The premise of City of Devils feels indistinguishable from that of a novel, but this is narrative non-fiction; French is up-front in his preface that, though historical accuracy has been his watchword, “assumptions have been made” where information is missing. For those interested in the strict record, he points the reader to Frederic Wakeman’s academic books on crime in Shanghai, among others, but in City of Devils the history serves the narrative.
French is steeped in stories of old Shanghai, and his understanding of the time and period allows him to build a fully-realized world around his compelling characters. A large part of the book’s joy is in its detail: the fashion, the drinks, the drugs, the cars, the bars, the slang. French writes in a present-tense heavy, hard-boiled prose which consciously alludes to the crime novels of James Ellroy, peppering his description and dialogue with the patois of the time.
The breadth of French’s research into the world of Shanghai in the first half of the 20th century is also conspicuously evident in Destination Shanghai, a collection of eighteen biographical essays which catalogue the visits of a range of foreigners to the city. These range from stars of the screen, such as Mary Pickford and Douglas Fairbanks, to writers like André Malraux, Arthur Ransome and Langston Hughes, and oddballs such as the English occultist (and amateur mountaineer) Aleister Crowley.
Perhaps most compelling are those who French drags back from relative obscurity, such as the actor Warner Oland—a Swedish American who ended up playing a Hawaiian Chinese detective: Charlie Chan. Oland was a big star in the 1930s, both in America and Ch: Lu Xun apparently never missed a screening of a new Chan movie.When Oland arrived in Shanghai aboard a steamship, he told the waiting press how happy he was to be visiting the land of his ancestors.
The motivations of those who traveled in search of Destination Shanghai were diverse, and their experiences distinct; the pieces coalesce however to form an esoteric, scholarly and enjoyable portrait of the city and a miscellaneous cast of its storied visitors.
French’s last book, Midnight in Peking, was such a success that it has spawned a number of spin-off enterprises: a TV series is in the works, and in the meantime one can take part in a walking tour of the Beijing streets on which the events which it recounts, that of the murder of nineteen year old Pamela Werner, took place.

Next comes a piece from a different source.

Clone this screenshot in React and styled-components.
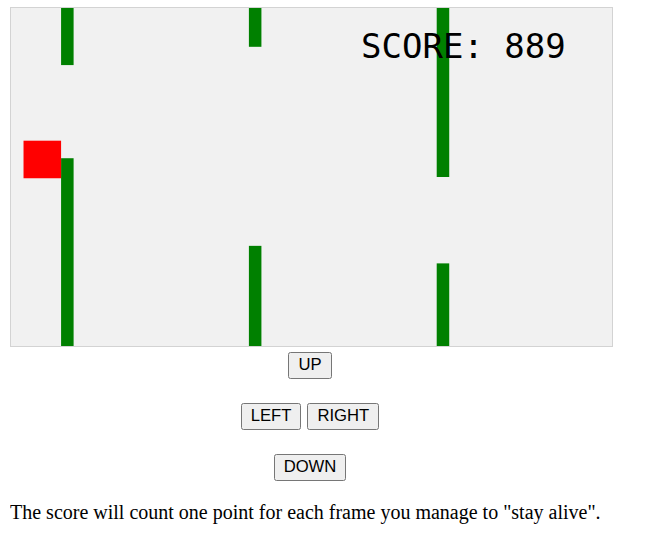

Graeme Sheppard’s A Death in Peking is another addition to this mini-industry. Sheppard’s book promises a different answer to the question of who really killed Werner, who was found, disfigured and eviscerated near the Beiping city wall on a January morning in 1937, and the author has trawled through a range of archives in search of evidence.
Sheppard takes issue with the approach to the investigation taken in Midnight in Peking, questioning in particular the reliability of evidence provided by the papers of ETC Werner, Pamela’s father. Sheppard does propose an alternative theory; though, at this point, and with the police records no longer extant, it remains impossible to prove beyond speculation.
Sheppard’s book forms a contrast in style to Midnight in Peking, with its author—a retired police officer—approaching the subject with a rigor that often borders on the exhausting: we learn the biography and backstory of each suspect, no matter how likely their involvement, and a number of the reports included are presented unexpurgated, making the book feel at times like a sourcebook.
A Death in Peking ultimately provokes broader questions for the reader than it those it seeks to answer. Why, when the case can never be closed to anyone’s satisfaction, does this story still matter? For French, the case offered a vehicle for a literary exploration of the darker side of life in and around Peking’s Legation Quarter; it was also an unabashed page turner. Absent this narrative drive and purpose, the story becomes a curiosity shop of second-hand observations and theories about a case that, had Pamela Werner been Chinese rather than Caucasian, no one now would even remember.